I was recently asked how many lines of code there are in our current C# project, and how that compared with another similar project. The ‘other’ project is much bigger in terms of resources (numbers of developers), although it’s been running for slightly less time than our project. Our project has had two or three developers working on it for about a year.

I looked around for a line count utility on the internet, but couldn’t really find anything I liked the look of. So I upgraded an old VB6 line count utility I wrote several years ago. I used the VB6 to VB.NET upgrade wizard initially. It still amazes me that the upgrade wizard works at all, but in this case I got a VB.NET project (with VB6-style code) that compiled immediately. With a little work I got it counting code in individual C# projects.

This program told me we had about 180,000 lines of code in our entire C# solution. If you do the maths on that it comes out at about 1500 lines of code per developer per week, or over 300 lines per day.

300 lines per day per developer of production code seemed very high, so I decided I needed a tool that could analyze the data in a little more detail. This program is the result of that. Below I will discuss why our developers (myself included) are nowhere near as productive as the initial analysis suggests, and why.

Design – Code Containers

This is not a highly complex application, and there isn’t all that much to say about the design. However it was clear early on that I would want classes that represented the three possible types of entity that the program can be run on. These are solutions, projects and individual code files. In addition I would want some polymorphic behaviour from these three classes. That is I would want them to implement the same methods to do stuff like counting lines and getting results.

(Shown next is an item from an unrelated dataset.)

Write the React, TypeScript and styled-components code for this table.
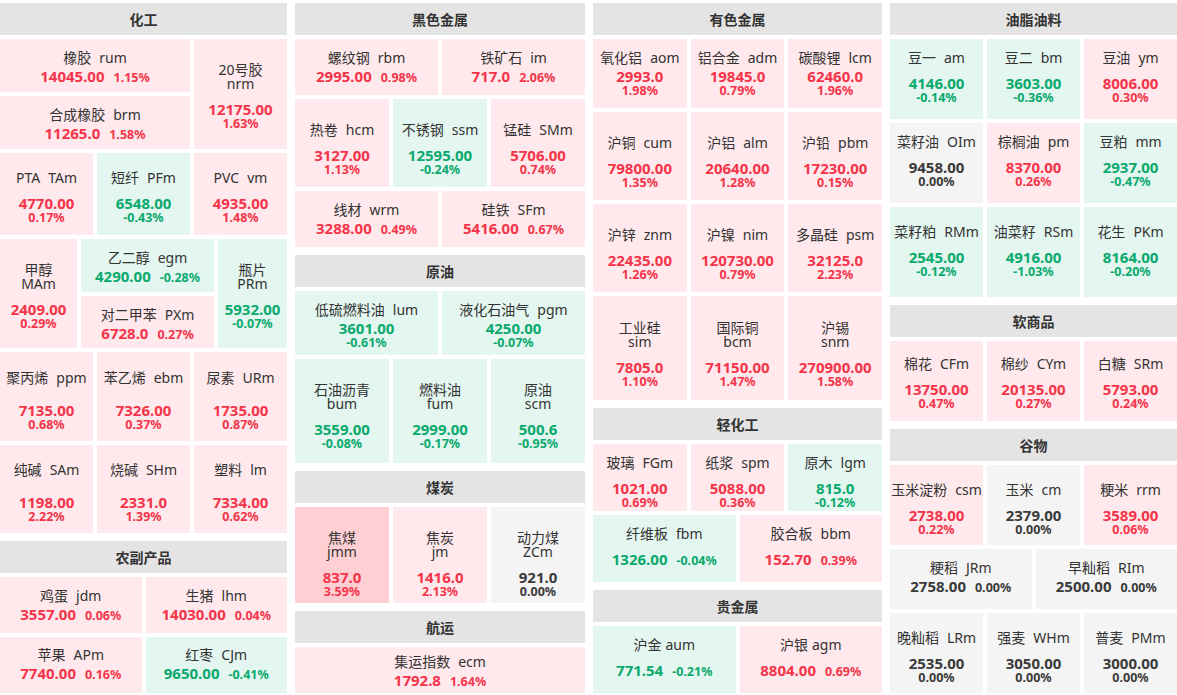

I have implemented this using an abstract base class for the three classes, with abstract methods CountLines and PopulateResults. I call the solutions, projects and individual code files ‘code containers’, and hence the abstract base class is called ‘CodeContainer’. Note that semantically the code containers are not just the individual solution file, project file or code file (although they contain a reference to that file), but represent the associated code structures and the line counts on them.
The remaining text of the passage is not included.